Here's one practical way for you to follow up on the last question. Do you know a believer who sets a godly example in the area of discipleship you struggle with?
If so, ask if you can get together with this person and discuss this matter. God means for us to grow through the help of others.
If not, ask around at church until you find someone who does!
11. Have you considered that a normal part of being a follower of Jesus is helping others grow as followers of Jesus? What are some ways this truth should impact:
a) Your daily schedule?
b) How you approach going to church on Sunday?
c) Casual conversations with friends?
d) Other areas of your life?CHAPTER 3
THE MOTIVATIONS OF DISCIPLESHIP
1. Is there anything in your life that you're required to do, but you consistently struggle to find motivation for? How do you respond? Where do you go to find the motivation you need?
In this study we're going to consider the motivations of discipleship. Why should we seek to obey God and grow in holiness? What are the right reasons for trying to grow as Christians and helping others do the same?
We should grow as Christians and help others do the same because of who God is, what he has done for us in Christ, and who he has made us in Christ.

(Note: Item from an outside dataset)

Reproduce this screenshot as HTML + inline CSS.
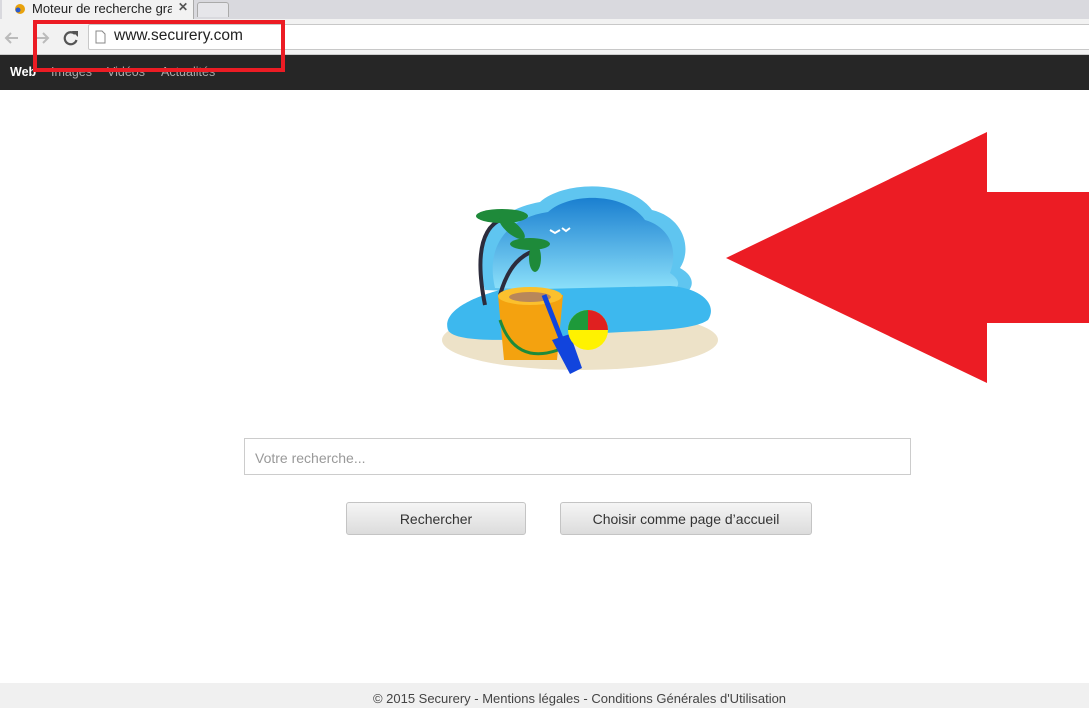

In Colossians 3, the apostle Paul lays out a vision for growing as disciples of Jesus that is based upon a rich diversity of motivations. He writes,
1 If then you have been raised with Christ, seek the things that are above, where Christ is, seated at the right hand of God. 2 Set your minds on things that are above, not on things that are on earth. 3 For you have died, and your life is hidden with Christ in God. 4 When Christ who is your life appears, then you also will appear with him in glory.
5 Put to death therefore what is earthly in you: sexual immorality, impurity, passion, evil desire, and covetousness, which is idolatry. 6 On account of these the wrath of God is coming. 7 In these you too once walked, when you were living in them. 8 But now you must put them all away: anger, wrath, malice, slander, and obscene talk from your mouth. 9 Do not lie to one another, seeing that you have put off the old self with its practices 10 and have put on the new self, which is being renewed in knowledge after the image of its creator. 11 Here there is not Greek and Jew, circumcised and uncircumcised, barbarian, Scythian, slave, free; but Christ is all, and in all.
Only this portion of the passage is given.